Record extracts =>

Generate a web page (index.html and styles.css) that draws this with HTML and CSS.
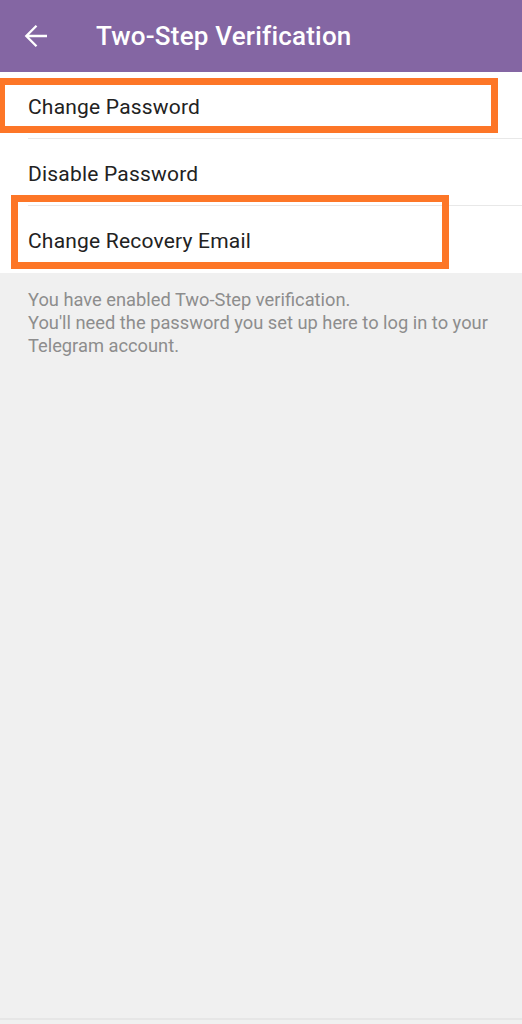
FILE: index.html
```html
<!DOCTYPE html>
<html>
<head>
<meta charset="utf-8">
<link rel="stylesheet" href="styles.css">
</head>
<body>
<div class="app">
  <header class="bar">
    <svg class="back" width="24" height="24" viewBox="0 0 24 24"><path d="M23 12H2.5M12.5 1.8L2.3 12L12.5 22.2" fill="none" stroke="#fff" stroke-width="2.3" stroke-linecap="butt" stroke-linejoin="miter"/></svg>
    <div class="title">Two-Step Verification</div>
  </header>
  <div class="list">
    <div class="row sep"><span>Change Password</span><div class="mark mark1"></div></div>
    <div class="row sep"><span>Disable Password</span></div>
    <div class="row"><span>Change Recovery Email</span><div class="mark mark2"></div></div>
  </div>
  <p class="info">You have enabled Two-Step verification.<br>You'll need the password you set up here to log in to your Telegram account.</p>
  <div class="bottom"></div>
</div>
</body>
</html>
```
FILE: styles.css
```css
html, body { margin: 0; padding: 0; }
body { background: #f0f0f0; font-family: Roboto, "Noto Sans", sans-serif; }
.app { width: 522px; height: 1024px; display: flex; flex-direction: column; position: relative; overflow: hidden; }
.bar { height: 72px; background: #8466a3; display: flex; align-items: center; padding-left: 24px; box-sizing: border-box; }
.back { width: 24px; height: 24px; }
.title { color: #fff; font-size: 26px; font-weight: 500; margin-left: 48px; letter-spacing: 0.2px; }
.list { background: #fff; }
.row { position: relative; height: 67px; display: flex; align-items: center; padding-left: 28px; font-size: 21px; color: #222; }
.row span { position: relative; top: 1px; letter-spacing: 0.2px; }
.row.sep::after { content: ""; position: absolute; left: 28px; right: 0; bottom: 0; height: 1px; background: #e8e8e8; }
.mark { position: absolute; border: 7px solid #fd7627; box-sizing: border-box; }
.mark1 { left: -2px; top: 6px; width: 500px; height: 55px; }
.mark2 { left: 11px; top: -11px; width: 438px; height: 74px; }
.info { margin: 15px 0 0; padding: 0 28px; font-size: 18.3px; line-height: 23px; color: #8d8d8d; }
.bottom { position: absolute; left: 0; right: 0; bottom: 4px; height: 2px; background: #e6e6e6; }
```
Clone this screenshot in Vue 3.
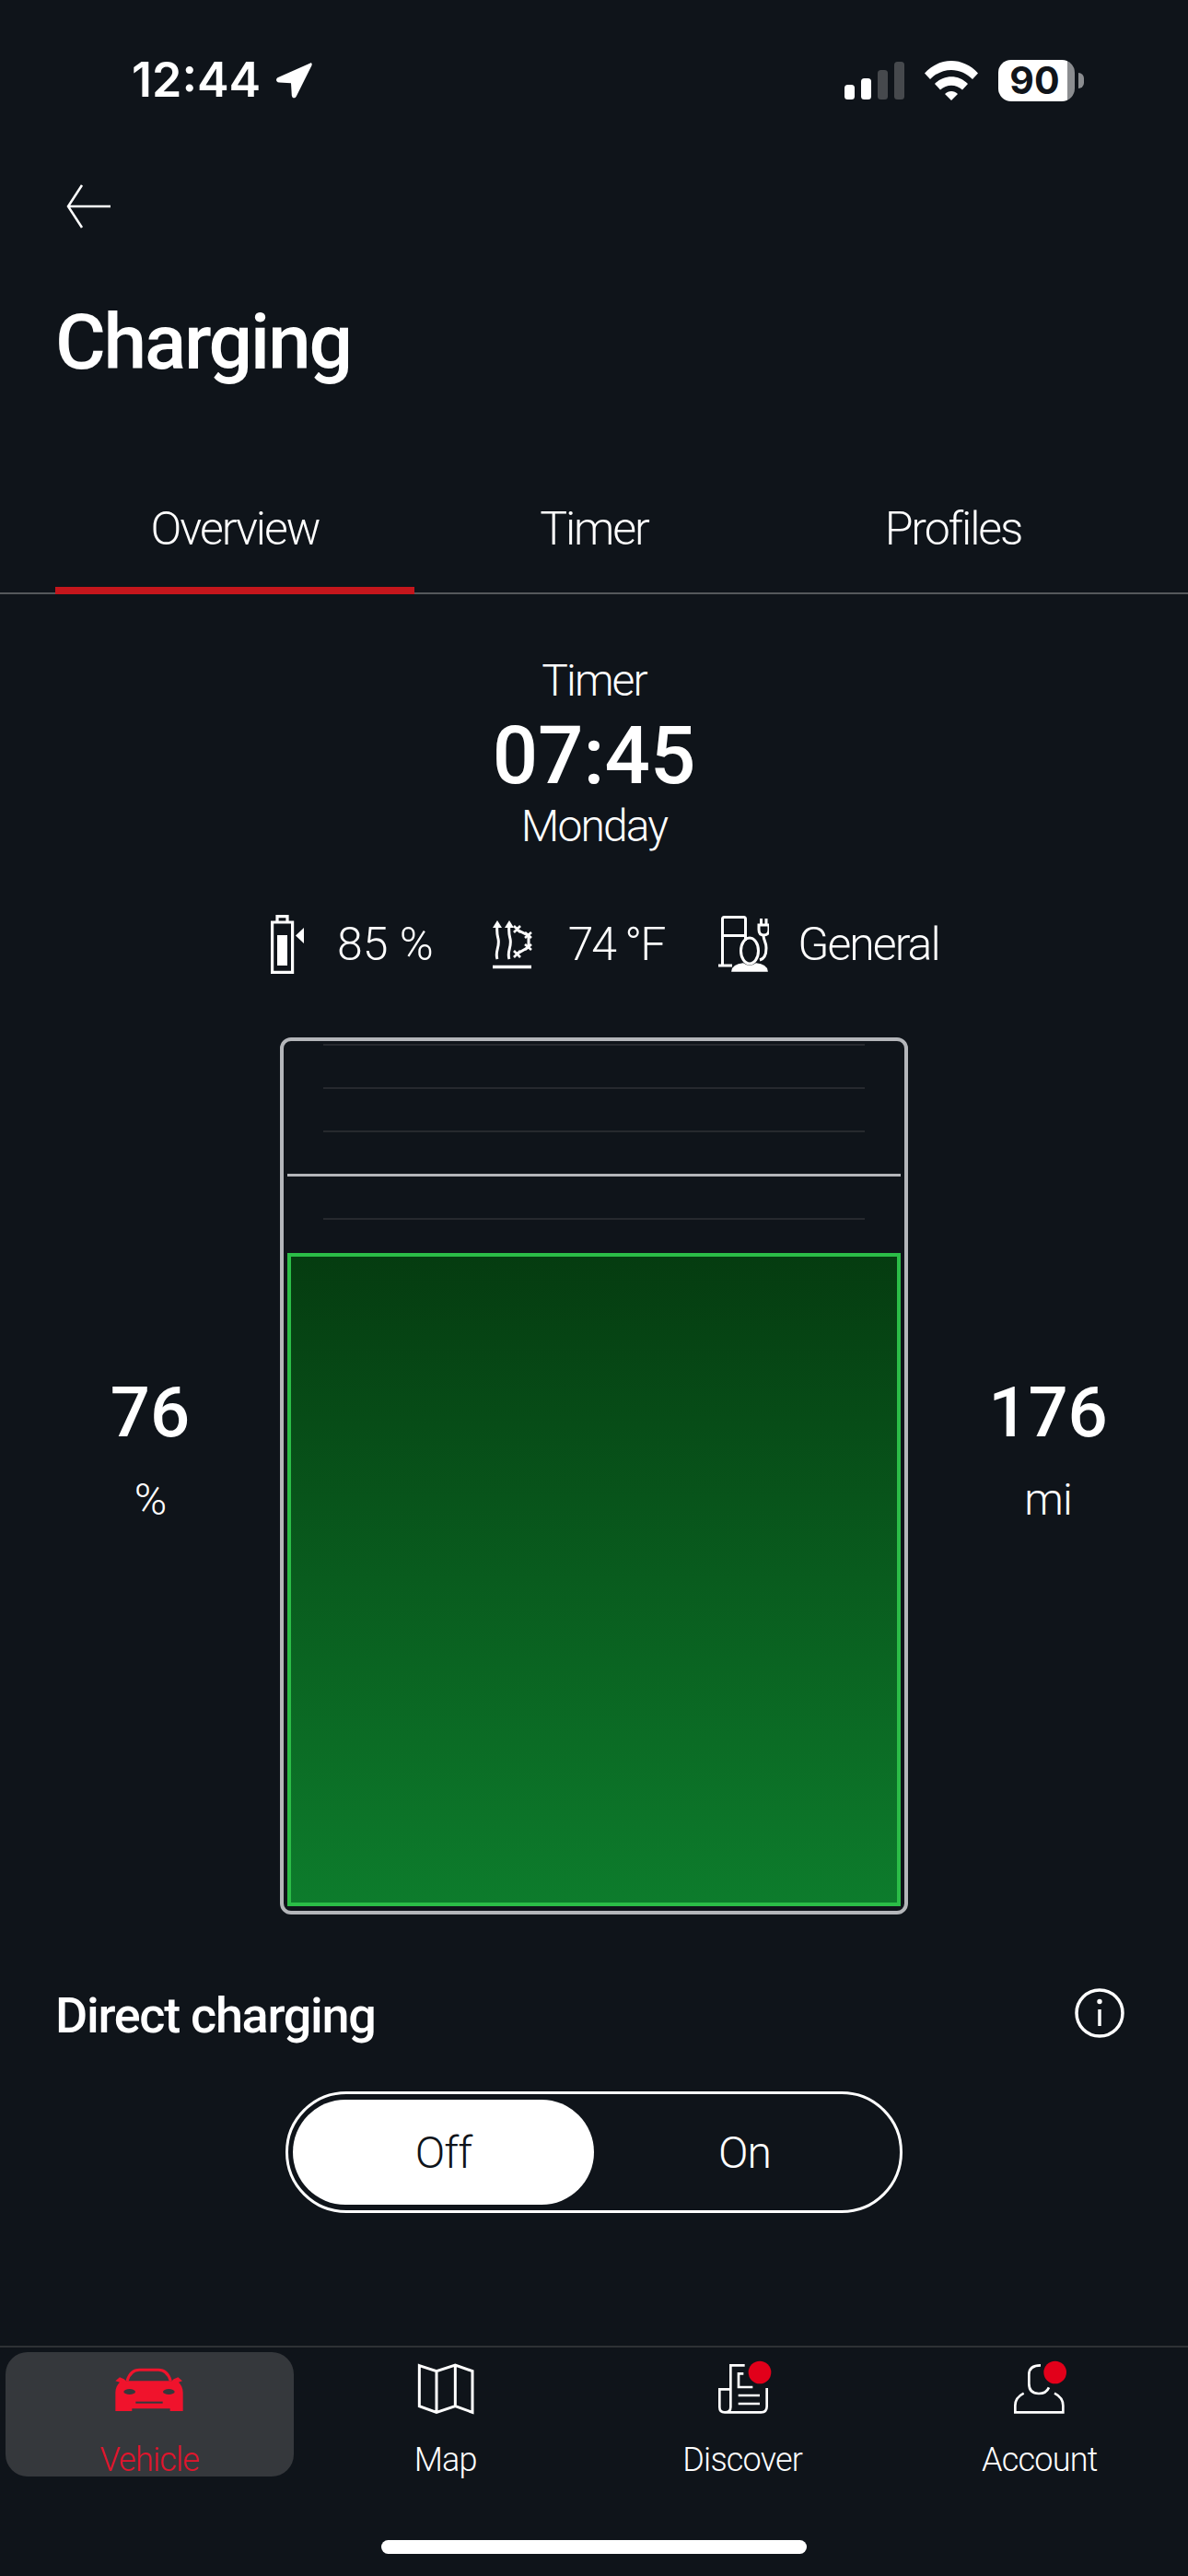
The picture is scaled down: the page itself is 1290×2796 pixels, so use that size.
<script setup>
const tabs = [
  { label: 'Overview', active: true },
  { label: 'Timer', active: false },
  { label: 'Profiles', active: false },
]
const ticks = [
  { id: 1, strong: false },
  { id: 2, strong: false },
  { id: 3, strong: false },
  { id: 4, strong: true },
  { id: 5, strong: false },
]
</script>

<template>
  <div class="page">
    <header class="status">
      <div class="status-left">
        <span class="clock">12:44</span>
        <svg class="arrow-loc" viewBox="0 0 40 40" width="40" height="40">
          <path d="M38 1.500 3 17c-3 1.500-2.500 5 1 5.500l13 .8 .8 13.500c.5 3 3.500 3.500 5 .7L39.500 4c.7-2-.5-3.200-1.500-2.500Z" fill="#fff" />
        </svg>
      </div>
      <div class="status-right">
        <svg viewBox="0 0 65 41" width="65" height="41">
          <rect x="0" y="25" width="11" height="16" rx="3.500" fill="#fff" />
          <rect x="18" y="18" width="11" height="23" rx="3.500" fill="#fff" />
          <rect x="36" y="9" width="11" height="32" rx="3.500" fill="#46494d" />
          <rect x="54" y="0" width="11" height="41" rx="3.500" fill="#46494d" />
        </svg>
        <svg viewBox="0 0 58 43" width="58" height="43">
          <path d="M0 13.500C16-4.500 42-4.500 58 13.500l-6 6.500C39 6.500 19 6.500 6 20Z" fill="#fff" />
          <path d="M11 25c10-10.500 26-10.500 36 0l-6 6.500c-7-6.500-17-6.500-24 0Z" fill="#fff" />
          <path d="M22 36c4-4 10-4 14 0l-7 7Z" fill="#fff" />
        </svg>
        <div class="phone-battery">
          <span class="phone-battery-level">90</span>
          <span class="phone-battery-nub"></span>
        </div>
      </div>
    </header>

    <div class="back">
      <svg viewBox="0 0 48 48" width="48" height="48" fill="none" stroke="#fff" stroke-width="2.500">
        <path d="M48 24H2M17 1 2 24l15 23" />
      </svg>
    </div>

    <h1 class="title">Charging</h1>

    <nav class="tabs">
      <div v-for="tab in tabs" :key="tab.label" class="tab" :class="{ 'tab-active': tab.active }">{{ tab.label }}</div>
    </nav>

    <section class="timer">
      <div class="timer-label">Timer</div>
      <div class="timer-time">07:45</div>
      <div class="timer-label">Monday</div>
    </section>

    <section class="settings">
      <div class="setting setting-battery">
        <svg viewBox="0 0 45 64" width="45" height="64" fill="none" stroke="#fff" stroke-width="3.200">
          <path d="M1.600 8h22v54.400h-22ZM7 8V1.600h11V8" />
          <rect x="7" y="22" width="11" height="33" fill="#fff" stroke="none" />
          <path d="M36 14 27 22.500 36 31Z" fill="#fff" stroke="none" />
        </svg>
        <span>85 %</span>
      </div>
      <div class="setting setting-climate">
        <svg viewBox="0 0 46 56" width="46" height="56" fill="none" stroke="#fff" stroke-width="3">
          <path d="M6 44c-3-8 3-13 1-22-1-4-2-7-1-15M19 44c-3-8 3-13 1-22-1-4-2-7-1-15" />
          <path d="M6 2l-5 8h10ZM19 2l-5 8h10Z" fill="#fff" stroke="none" />
          <path d="M1 52.500h42" stroke-width="3.500" />
          <path d="M27 12 40 18.500 40 31 27 38.500" />
          <path d="M24 8l7 7M31 8l-7 7M24 35l7 7M31 35l-7 7M36 15l7 6M43 15l-7 6M36 28l7 6M43 28l-7 6" stroke-width="2.600" />
        </svg>
        <span>74 °F</span>
      </div>
      <div class="setting setting-profile">
        <svg viewBox="0 0 56 62" width="56" height="62" fill="none" stroke="#fff" stroke-width="3">
          <path d="M5.500 53V3.500q0-2 2-2h21q2 0 2 2V27M5.500 21.500h25M1 54h15" />
          <ellipse cx="35" cy="38" rx="9.500" ry="14" />
          <path d="M16 60q1-7 12-8 7 5 14 0 11 1 12 8Z" fill="#fff" stroke="#fff" stroke-width="1.500" />
          <path d="M50 21c0 6 3 7 3 14 0 8-3 12-7 13" />
          <path d="M45 10h11v5q0 6-5.500 6T45 15Z" stroke-width="3" />
          <path d="M47.500 3v7M53 3v7" stroke-width="3" />
        </svg>
        <span class="word">General</span>
      </div>
    </section>

    <section class="charge">
      <div class="stat stat-left">
        <div class="stat-value">76</div>
        <div class="stat-unit">%</div>
      </div>
      <div class="gauge">
        <div class="ticks">
          <div v-for="tick in ticks" :key="tick.id" class="tick" :class="{ 'tick-strong': tick.strong }"></div>
        </div>
        <div class="fill"></div>
      </div>
      <div class="stat">
        <div class="stat-value">176</div>
        <div class="stat-unit">mi</div>
      </div>
    </section>

    <section class="direct">
      <h2 class="direct-title">Direct charging</h2>
      <svg class="direct-info" viewBox="0 0 54 54" width="54" height="54" fill="none" stroke="#fff" stroke-width="3.500">
        <circle cx="27" cy="27" r="25" />
        <path d="M27 23v18" />
        <circle cx="27" cy="14.500" r="2.700" fill="#fff" stroke="none" />
      </svg>
    </section>

    <div class="toggle">
      <div class="toggle-option toggle-option-on">Off</div>
      <div class="toggle-option">On</div>
    </div>

    <nav class="bottom-nav">
      <div class="nav-item nav-item-active">
        <svg viewBox="-24 0 360 240" width="120" height="80">
          <path d="M84 88C92 62 104 52 124 52h62c20 0 32 10 40 36" fill="none" stroke="#f0132c" stroke-width="9" />
          <path d="M46 88l14-12 14 6 6 6h150l6-6 14-6 14 12-12 4c8 8 14 18 14 34v60h-42v-8H100v8H46v-60c0-16 6-26 14-34Z" fill="#f0132c" />
          <ellipse cx="92" cy="123" rx="19" ry="9" fill="#35383c" />
          <ellipse cx="220" cy="123" rx="19" ry="9" fill="#35383c" />
          <rect x="112" y="155" width="88" height="6" fill="#35383c" />
        </svg>
        <span>Vehicle</span>
      </div>
      <div class="nav-item">
        <svg viewBox="942 0 360 240" width="120" height="80" fill="none" stroke="#fff" stroke-width="9">
          <path d="M1036 38l56 18 61-20 56 20v134l-56-20-61 20-56-20ZM1092 56v134M1153 36v134" />
        </svg>
        <span>Map</span>
      </div>
      <div class="nav-item">
        <svg viewBox="-42 0 360 240" width="120" height="80" fill="none" stroke="#fff" stroke-width="8">
          <path d="M146 37H100v78H64v58q0 17 17 17h118q19 0 19-19v-60M100 115v58q0 17-19 17" />
          <path d="M142 64h-16v44h46M125 135h70M125 162h70" />
          <circle cx="195" cy="60" r="37" fill="#e2001a" stroke="none" />
        </svg>
        <span>Discover</span>
      </div>
      <div class="nav-item">
        <svg viewBox="927 0 360 240" width="120" height="80" fill="none" stroke="#fff" stroke-width="8">
          <path d="M1110 37q-38 0-38 30v30q0 32 32 32 24 0 33-20" />
          <path d="M1055 128q-28 14-28 40v22h156v-22q0-26-28-40" />
          <circle cx="1157" cy="60" r="37" fill="#e2001a" stroke="none" />
        </svg>
        <span>Account</span>
      </div>
    </nav>

    <div class="home-indicator"></div>
  </div>
</template>

<style>
html, body { margin: 0; background: #0f141a; }
</style>

<style scoped>
.page {
  width: 1290px;
  height: 2796px;
  background: #0f141a;
  color: #fff;
  font-family: Roboto, "Liberation Sans", sans-serif;
  overflow: hidden;
}

.status {
  height: 174px;
  box-sizing: border-box;
  padding: 64px 123px 0 143px;
  display: flex;
  justify-content: space-between;
  align-items: flex-start;
}
.status-left { display: flex; align-items: center; gap: 16px; height: 46px; }
.clock { font-family: Inter, sans-serif; font-size: 52px; font-weight: 600; line-height: 46px; }
.status-right { display: flex; align-items: center; gap: 22px; height: 46px; }
.phone-battery {
  position: relative;
  width: 83px;
  height: 45px;
  border-radius: 14px;
  box-sizing: border-box;
  background: linear-gradient(90deg, #fff 90%, #8b8d90 90%);
  color: #10141a;
  font-family: Inter, sans-serif;
  font-size: 41px;
  font-weight: 700;
  line-height: 45px;
  text-align: center;
}
.phone-battery-level { display: block; padding-right: 4px; }
.phone-battery-nub {
  position: absolute;
  left: 87px;
  top: 14px;
  width: 6px;
  height: 17px;
  border-radius: 0 6px 6px 0;
  background: #8b8d90;
}

.back { height: 74px; padding-left: 72px; padding-top: 26px; box-sizing: border-box; display: flex; }

.title {
  margin: 74px 0 0;
  padding-left: 60px;
  font-size: 84px;
  line-height: 100px;
  font-weight: 500;
  letter-spacing: -2.300px;
}

.tabs {
  margin-top: 98px;
  height: 125px;
  box-sizing: border-box;
  padding: 0 60px;
  display: flex;
  border-bottom: 2px solid #55585c;
}
.tab {
  flex: 1;
  height: 125px;
  box-sizing: border-box;
  padding-top: 26px;
  line-height: 56px;
  text-align: center;
  font-size: 50px;
  font-weight: 300;
  letter-spacing: -2.100px;
}
.tab-active { border-bottom: 8px solid #c4161c; }

.timer { margin-top: 66px; text-align: center; }
.timer-label { font-size: 48px; font-weight: 300; line-height: 56px; letter-spacing: -1.900px; }
.timer-time { font-size: 87px; font-weight: 500; line-height: 100px; margin: 3px 0 -1px; }

.settings {
  margin-top: 65px;
  height: 70px;
  padding-left: 294px;
  display: flex;
  align-items: center;
  font-size: 50px;
  font-weight: 300;
}
.setting { display: flex; align-items: center; }
.word { letter-spacing: -2px; }
.setting-battery { gap: 27px; }
.setting-climate { gap: 37px; margin-left: 63px; letter-spacing: -2px; }
.setting-profile { gap: 31px; margin-left: 58px; }

.charge {
  margin-top: 66px;
  display: flex;
  align-items: center;
}
.stat { width: 304px; box-sizing: border-box; text-align: center; padding-bottom: 60px; }
.stat-left { padding-left: 22px; }
.stat-value { font-size: 76px; font-weight: 500; line-height: 90px; }
.stat-unit { font-size: 48px; font-weight: 300; line-height: 56px; margin-top: 22px; letter-spacing: -1px; }

.gauge {
  width: 682px;
  height: 952px;
  box-sizing: border-box;
  border: 4px solid #b4b6ba;
  border-radius: 12px;
  padding: 3px 4px 5px;
  display: flex;
  flex-direction: column;
}
.ticks { display: flex; flex-direction: column; gap: 45px; height: 227px; align-items: center; }
.tick { width: 588px; height: 2px; background: #26292e; flex: none; }
.tick-strong { width: 100%; height: 3px; background: #b4b6ba; }
.fill {
  flex: 1;
  box-sizing: border-box;
  border: 4px solid #2bbd47;
  background: linear-gradient(180deg, #053c10 0%, #0d7c2c 100%);
}

.direct {
  margin-top: 78px;
  height: 64px;
  padding: 0 69px 0 60px;
  display: flex;
  justify-content: space-between;
  align-items: center;
}
.direct-title { margin: 0; font-size: 54px; font-weight: 500; line-height: 64px; letter-spacing: -1.300px; }
.direct-info { margin-top: -6px; }

.toggle {
  margin: 50px auto 0;
  width: 670px;
  height: 132px;
  box-sizing: border-box;
  border: 3px solid #fff;
  border-radius: 66px;
  padding: 6px 5px;
  display: flex;
}
.toggle-option {
  flex: 1;
  border-radius: 58px;
  font-size: 48px;
  font-weight: 300;
  letter-spacing: -1px;
  display: flex;
  align-items: center;
  justify-content: center;
}
.toggle-option-on { background: #fff; color: #0f141a; }

.bottom-nav {
  margin-top: 144px;
  height: 144px;
  box-sizing: border-box;
  border-top: 2px solid #2e3135;
  display: grid;
  grid-template-columns: repeat(4, 1fr);
  align-items: start;
}
.nav-item {
  display: flex;
  flex-direction: column;
  align-items: center;
  padding-top: 7px;
  box-sizing: border-box;
  font-size: 36px;
  font-weight: 300;
  letter-spacing: -0.800px;
  line-height: 42px;
}
.nav-item svg { flex: none; }
.nav-item span { margin-top: 14px; }
.nav-item-active {
  margin: 5px 4px 0 6px;
  padding-top: 2px;
  height: 135px;
  border-radius: 24px;
  background: #35383c;
  color: #e2142c;
}

.home-indicator {
  margin: 67px auto 0;
  width: 462px;
  height: 15px;
  border-radius: 8px;
  background: #fff;
}
</style>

Exercise brief => Pick out each line containing the string "that" and copy it.

Worked answer =>
Generate a web page (index.html and styles.css) that draws this with HTML and CSS.
The picture is scaled down: the page itself is 1290×2796 pixels, so use that size.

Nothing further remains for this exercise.